Given problem ▸ Identify and reproduce every line holding the string "this".

++++++

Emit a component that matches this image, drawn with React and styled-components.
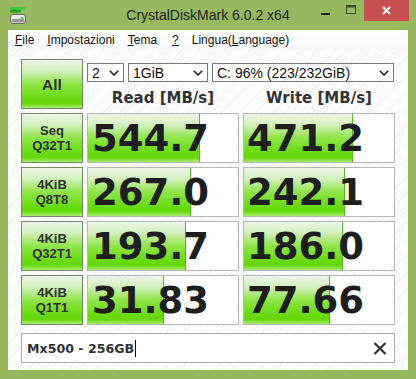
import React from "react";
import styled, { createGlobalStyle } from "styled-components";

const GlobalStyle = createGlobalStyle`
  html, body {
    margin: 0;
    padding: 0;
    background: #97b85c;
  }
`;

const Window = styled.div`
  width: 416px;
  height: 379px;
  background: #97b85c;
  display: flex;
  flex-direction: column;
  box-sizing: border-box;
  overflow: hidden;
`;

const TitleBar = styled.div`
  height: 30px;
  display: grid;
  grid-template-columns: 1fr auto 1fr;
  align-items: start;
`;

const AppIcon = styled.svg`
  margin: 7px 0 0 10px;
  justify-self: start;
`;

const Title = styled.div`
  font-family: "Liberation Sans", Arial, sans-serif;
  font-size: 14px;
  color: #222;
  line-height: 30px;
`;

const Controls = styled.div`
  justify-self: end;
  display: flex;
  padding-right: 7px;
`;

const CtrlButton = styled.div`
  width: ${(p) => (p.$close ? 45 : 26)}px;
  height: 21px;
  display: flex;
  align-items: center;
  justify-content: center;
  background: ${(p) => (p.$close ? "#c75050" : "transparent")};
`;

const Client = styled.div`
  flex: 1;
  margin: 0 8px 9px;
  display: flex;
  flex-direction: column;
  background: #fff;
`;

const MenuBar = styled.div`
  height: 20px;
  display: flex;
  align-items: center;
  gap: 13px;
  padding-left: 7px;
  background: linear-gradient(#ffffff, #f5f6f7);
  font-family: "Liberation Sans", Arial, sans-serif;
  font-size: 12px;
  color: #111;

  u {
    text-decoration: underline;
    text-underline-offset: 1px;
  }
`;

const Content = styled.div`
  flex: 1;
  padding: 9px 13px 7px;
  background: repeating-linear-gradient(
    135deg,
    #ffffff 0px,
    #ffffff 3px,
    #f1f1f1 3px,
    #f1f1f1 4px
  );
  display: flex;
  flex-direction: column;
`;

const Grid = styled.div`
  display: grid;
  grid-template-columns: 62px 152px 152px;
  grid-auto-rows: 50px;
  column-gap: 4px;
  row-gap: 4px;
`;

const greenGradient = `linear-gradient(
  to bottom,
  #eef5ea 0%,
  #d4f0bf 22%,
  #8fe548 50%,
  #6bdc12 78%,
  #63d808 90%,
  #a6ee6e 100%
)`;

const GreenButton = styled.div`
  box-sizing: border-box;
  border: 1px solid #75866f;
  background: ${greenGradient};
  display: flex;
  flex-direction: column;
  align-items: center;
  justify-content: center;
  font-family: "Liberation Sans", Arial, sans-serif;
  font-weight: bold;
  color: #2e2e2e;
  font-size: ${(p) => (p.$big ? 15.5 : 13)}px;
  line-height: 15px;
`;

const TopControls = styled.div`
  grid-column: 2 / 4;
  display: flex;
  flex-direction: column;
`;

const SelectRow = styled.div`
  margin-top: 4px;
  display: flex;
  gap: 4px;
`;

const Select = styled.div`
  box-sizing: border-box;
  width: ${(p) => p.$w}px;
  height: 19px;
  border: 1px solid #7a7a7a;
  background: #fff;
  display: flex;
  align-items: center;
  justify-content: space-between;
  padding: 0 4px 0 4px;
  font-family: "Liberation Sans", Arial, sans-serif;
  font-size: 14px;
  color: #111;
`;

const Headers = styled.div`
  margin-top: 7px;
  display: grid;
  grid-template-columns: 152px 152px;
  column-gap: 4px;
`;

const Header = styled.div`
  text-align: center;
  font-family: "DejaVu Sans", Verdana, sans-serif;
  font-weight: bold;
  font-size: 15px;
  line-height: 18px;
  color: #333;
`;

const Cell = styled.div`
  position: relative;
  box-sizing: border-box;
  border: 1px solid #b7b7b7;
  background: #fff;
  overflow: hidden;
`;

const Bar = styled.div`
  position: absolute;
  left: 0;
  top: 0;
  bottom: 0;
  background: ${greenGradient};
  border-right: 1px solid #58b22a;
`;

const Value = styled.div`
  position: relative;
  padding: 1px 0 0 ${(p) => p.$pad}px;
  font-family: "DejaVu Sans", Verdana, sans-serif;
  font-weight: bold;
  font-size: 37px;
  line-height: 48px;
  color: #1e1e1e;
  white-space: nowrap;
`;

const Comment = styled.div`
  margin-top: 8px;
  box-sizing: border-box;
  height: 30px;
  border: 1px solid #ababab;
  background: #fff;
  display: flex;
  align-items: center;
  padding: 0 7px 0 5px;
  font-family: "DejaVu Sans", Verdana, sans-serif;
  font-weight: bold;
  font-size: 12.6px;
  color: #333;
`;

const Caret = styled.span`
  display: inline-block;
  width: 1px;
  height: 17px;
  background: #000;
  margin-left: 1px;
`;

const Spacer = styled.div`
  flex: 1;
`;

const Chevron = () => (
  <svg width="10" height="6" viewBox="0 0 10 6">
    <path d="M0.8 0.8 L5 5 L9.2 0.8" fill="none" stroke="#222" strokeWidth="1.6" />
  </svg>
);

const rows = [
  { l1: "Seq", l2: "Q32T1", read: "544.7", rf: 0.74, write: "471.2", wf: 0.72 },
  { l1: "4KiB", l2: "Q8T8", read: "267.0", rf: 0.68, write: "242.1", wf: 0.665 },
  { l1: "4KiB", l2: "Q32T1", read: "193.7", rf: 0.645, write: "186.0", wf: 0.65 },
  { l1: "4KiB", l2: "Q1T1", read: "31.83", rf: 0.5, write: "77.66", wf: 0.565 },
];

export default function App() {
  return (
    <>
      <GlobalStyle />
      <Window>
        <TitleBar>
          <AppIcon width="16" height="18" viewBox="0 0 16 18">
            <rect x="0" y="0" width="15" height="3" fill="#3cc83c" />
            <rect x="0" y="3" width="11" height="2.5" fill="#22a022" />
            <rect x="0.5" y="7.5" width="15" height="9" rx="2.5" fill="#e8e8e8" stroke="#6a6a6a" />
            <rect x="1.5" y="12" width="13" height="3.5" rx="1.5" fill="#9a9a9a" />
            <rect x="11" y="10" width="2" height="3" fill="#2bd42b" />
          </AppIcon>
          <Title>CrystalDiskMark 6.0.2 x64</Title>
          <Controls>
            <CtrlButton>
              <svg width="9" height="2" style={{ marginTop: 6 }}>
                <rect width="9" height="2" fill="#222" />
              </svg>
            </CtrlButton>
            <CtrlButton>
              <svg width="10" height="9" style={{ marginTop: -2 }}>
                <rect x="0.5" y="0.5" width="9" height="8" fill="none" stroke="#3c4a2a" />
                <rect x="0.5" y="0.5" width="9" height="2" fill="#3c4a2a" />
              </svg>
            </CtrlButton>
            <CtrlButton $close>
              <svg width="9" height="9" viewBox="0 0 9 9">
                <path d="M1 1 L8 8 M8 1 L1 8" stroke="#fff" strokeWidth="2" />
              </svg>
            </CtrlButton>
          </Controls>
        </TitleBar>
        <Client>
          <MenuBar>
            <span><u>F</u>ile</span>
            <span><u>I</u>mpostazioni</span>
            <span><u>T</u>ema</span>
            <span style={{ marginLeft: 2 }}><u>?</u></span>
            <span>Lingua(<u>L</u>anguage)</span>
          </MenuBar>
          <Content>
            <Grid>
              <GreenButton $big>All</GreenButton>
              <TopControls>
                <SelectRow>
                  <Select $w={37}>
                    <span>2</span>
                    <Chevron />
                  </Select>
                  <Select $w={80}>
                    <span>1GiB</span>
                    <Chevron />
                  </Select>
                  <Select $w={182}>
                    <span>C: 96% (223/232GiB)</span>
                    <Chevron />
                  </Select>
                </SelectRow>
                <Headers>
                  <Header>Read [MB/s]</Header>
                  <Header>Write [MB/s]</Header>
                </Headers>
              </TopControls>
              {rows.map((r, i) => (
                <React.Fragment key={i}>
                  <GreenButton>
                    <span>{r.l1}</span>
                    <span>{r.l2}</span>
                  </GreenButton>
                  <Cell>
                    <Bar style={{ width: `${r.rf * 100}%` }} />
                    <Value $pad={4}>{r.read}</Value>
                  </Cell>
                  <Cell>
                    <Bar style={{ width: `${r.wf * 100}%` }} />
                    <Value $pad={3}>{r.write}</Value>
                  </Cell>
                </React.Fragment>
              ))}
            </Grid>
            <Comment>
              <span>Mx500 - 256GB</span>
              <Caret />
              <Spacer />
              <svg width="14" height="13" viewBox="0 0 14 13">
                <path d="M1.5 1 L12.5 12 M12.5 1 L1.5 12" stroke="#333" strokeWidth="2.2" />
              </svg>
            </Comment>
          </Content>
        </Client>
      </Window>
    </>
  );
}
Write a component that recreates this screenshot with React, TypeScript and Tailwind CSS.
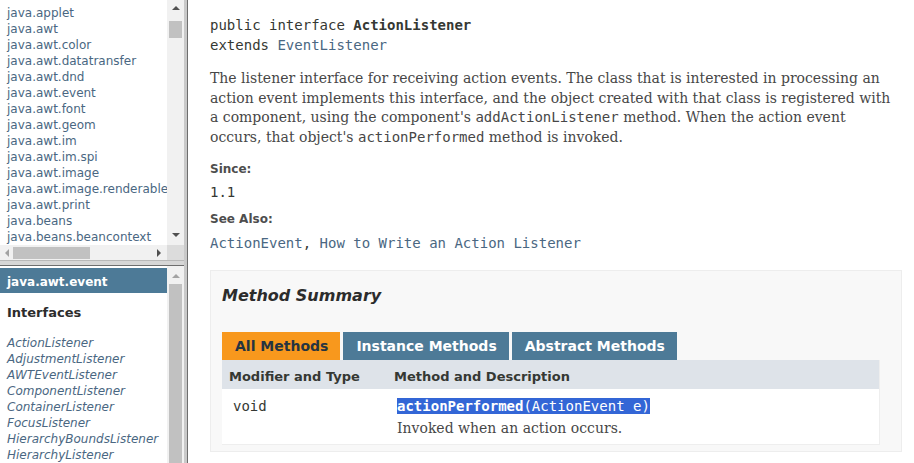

++++++

Complete response ▸
Emit a component that matches this image, drawn with React and styled-components.
Write a component that recreates this screenshot with React, TypeScript and Tailwind CSS.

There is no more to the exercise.